Le décret présidentiel accordant la grâce à l’ancien chef de la junte Moussa Dadis Camara continue d’alimenter les débats en Guinée. Si certains contestent la légalité de cette décision, le juriste Kalil Camara assure que Mamadi Doumbouya est dans son bon droit. « La constitution guinéenne du 10 mai 2010 et celle de 2020 (dernière) interdisaient l’exercice du droit de grâce au président intérimaire qui pouvait être président de la transition. Cette constitution réservait exclusivement l’exercice du droit de grâce au président élu », explique-t-il.
Une compétence jadis réservée aux présidents élus
Les constitutions guinéennes de 2010 et 2020 ne permettaient pas aux présidents de transition d’exercer le droit de grâce.

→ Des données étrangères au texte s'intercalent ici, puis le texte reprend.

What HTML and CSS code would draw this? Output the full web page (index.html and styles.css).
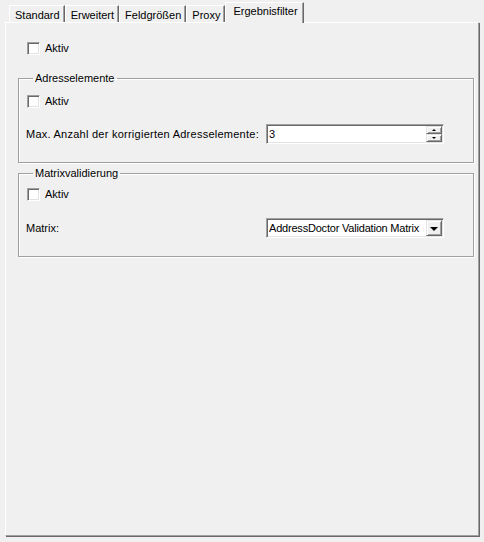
FILE: index.html
```html
<!DOCTYPE html>
<html lang="de">
<head>
    <meta charset="UTF-8">
    <title>Ergebnisfilter</title>
    <link rel="stylesheet" href="styles.css">
</head>
<body>
    <div class="tabs">
        <div class="tab">Standard</div>
        <div class="tab">Erweitert</div>
        <div class="tab">Feldgrößen</div>
        <div class="tab">Proxy</div>
        <div class="tab active">Ergebnisfilter</div>
    </div>
    <div class="panel">
        <label class="check top-check"><span class="box"></span>Aktiv</label>

        <fieldset class="group">
            <legend>Adresselemente</legend>
            <label class="check first"><span class="box"></span>Aktiv</label>
            <div class="field-row">
                <span class="wide-label">Max. Anzahl der korrigierten Adresselemente:</span>
                <div class="spin">
                    <span class="value">3</span>
                    <div class="spin-buttons">
                        <span class="spin-btn"><span class="arrow-up"></span></span>
                        <span class="spin-btn"><span class="arrow-down"></span></span>
                    </div>
                </div>
            </div>
        </fieldset>

        <fieldset class="group second">
            <legend>Matrixvalidierung</legend>
            <label class="check"><span class="box"></span>Aktiv</label>
            <div class="field-row matrix-row">
                <span>Matrix:</span>
                <div class="combo">
                    <span class="value narrow">AddressDoctor Validation Matrix</span>
                    <span class="drop-btn"><span class="arrow-drop"></span></span>
                </div>
            </div>
        </fieldset>
    </div>
</body>
</html>
```

FILE: styles.css
```css
html, body {
    height: 100%;
}

body {
    margin: 0;
    display: flex;
    flex-direction: column;
    background-color: #f0f0f0;
    font-family: "Liberation Sans", Arial, sans-serif;
    font-size: 11px;
    line-height: 13px;
    color: #000;
    overflow: hidden;
}

/* tab strip */
.tabs {
    display: flex;
    align-items: flex-end;
    flex: none;
    height: 20px;
    padding: 2px 0 0 9px;
}

.tab {
    height: 17px;
    padding: 3px 4px 0 5px;
    box-sizing: border-box;
    border-top: 1px solid #fff;
    border-left: 1px solid #fff;
    border-right: 1px solid #696969;
    box-shadow: inset -1px 0 #a0a0a0;
    white-space: nowrap;
}

.tab.active {
    position: relative;
    z-index: 1;
    height: 21px;
    margin-bottom: -1px;
    padding: 2px 5px 0 7px;
    background-color: #f0f0f0;
}

/* page body */
.panel {
    flex: 1;
    width: 474px;
    margin: 0 0 6px 5px;
    box-sizing: border-box;
    padding: 0 4px 0 12px;
    border-top: 1px solid #fff;
    border-left: 1px solid #fff;
    border-right: 1px solid #a0a0a0;
    border-bottom: 1px solid #a0a0a0;
    box-shadow: 1px 1px 0 #696969;
}

.check {
    display: flex;
    align-items: center;
    gap: 5px;
    height: 13px;
    margin-left: 1px;
}

.top-check {
    margin-top: 19px;
    margin-left: 9px;
}

.box {
    width: 13px;
    height: 13px;
    box-sizing: border-box;
    background-color: #fff;
    border: 1px solid;
    border-color: #a0a0a0 #fff #fff #a0a0a0;
    box-shadow: inset 1px 1px #696969, inset -1px -1px #e3e3e3;
}

.group {
    width: 456px;
    margin: 17px 0 0;
    padding: 0 0 18px 7px;
    box-sizing: border-box;
    border: 1px solid #a0a0a0;
    box-shadow: 1px 1px 0 #fff, inset 1px 1px 0 #fff;
    min-inline-size: 0;
}

.group legend {
    margin-left: 7px;
    padding: 0 2px;
}

.group .check.first {
    margin-top: 10px;
}

.group.second {
    margin-top: 4px;
    padding-bottom: 18px;
}

.group.second .check {
    margin-top: 8px;
}

.field-row {
    display: grid;
    grid-template-columns: 240px 178px;
    align-items: center;
    margin-top: 16px;
}

.wide-label {
    letter-spacing: 0.25px;
}

.matrix-row {
    margin-top: 17px;
}

/* spin box and combo */
.spin, .combo {
    display: flex;
    align-items: center;
    height: 20px;
    box-sizing: border-box;
    padding: 1px 1px 1px 2px;
    background-color: #fff;
    border: 1px solid;
    border-color: #a0a0a0 #fff #fff #a0a0a0;
    box-shadow: inset 1px 1px #696969, inset -1px -1px #e3e3e3;
}

.value {
    flex: 1;
    white-space: nowrap;
    overflow: hidden;
}

.value.narrow {
    letter-spacing: -0.2px;
}

.spin-buttons {
    display: flex;
    flex-direction: column;
    width: 16px;
}

.spin-btn, .drop-btn {
    display: flex;
    align-items: center;
    justify-content: center;
    box-sizing: border-box;
    background-color: #f0f0f0;
    border: 1px solid;
    border-color: #e3e3e3 #696969 #696969 #e3e3e3;
    box-shadow: inset 1px 1px #fff, inset -1px -1px #a0a0a0;
}

.spin-btn {
    height: 8px;
}

.drop-btn {
    width: 16px;
    height: 16px;
}

.arrow-up, .arrow-down, .arrow-drop {
    width: 0;
    height: 0;
    border-left: 2px solid transparent;
    border-right: 2px solid transparent;
}

.arrow-up {
    border-bottom: 2px solid #000;
}

.arrow-down {
    border-top: 2px solid #000;
}

.arrow-drop {
    border-left-width: 4px;
    border-right-width: 4px;
    border-top: 4px solid #000;
    margin-top: 1px;
}
```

Seuls les présidents élus pouvaient en faire usage, comme le stipulaient les articles 170 du Code pénal et 1189 du Code de procédure pénale. « Partant de ces constitutions et des articles mentionnés, qui utilisent le terme ‘Président de la République’, il était impossible pour un président de la transition d’exercer le droit de grâce« , précise Kalil Camara.
Une Charte qui change la donne
Depuis 2021, la Guinée n’a plus de constitution. La Charte de la transition sert de référence juridique et l’article 43 de ce texte est clair : « Le président de la transition exerce le droit de grâce et confère les décorations de la République. » Kalil Camara confirme : « Par ailleurs, depuis 2021, la constitution a été abrogée. Il y a une charte qui régit l’exercice des pouvoirs publics. Cette charte fait office de constitution et dispose sans équivoque que le président de la transition est en bon droit d’exercer le droit de grâce. »
Une décision aux enjeux multiples
Au-delà de l’aspect juridique, cette mesure pose la question de ses conséquences politiques et judiciaires. Moussa Dadis Camara, incarcéré dans le cadre du procès des massacres du 28 septembre 2009, bénéficie d’une grâce qui pourrait raviver le débat sur la justice transitionnelle en Guinée.
Ce geste du chef de la transition renforcera-t-il son autorité ou suscitera-t-il davantage d’interrogations sur la gestion des affaires judiciaires ? Le pays attend maintenant les réactions des acteurs politiques et de la société civile.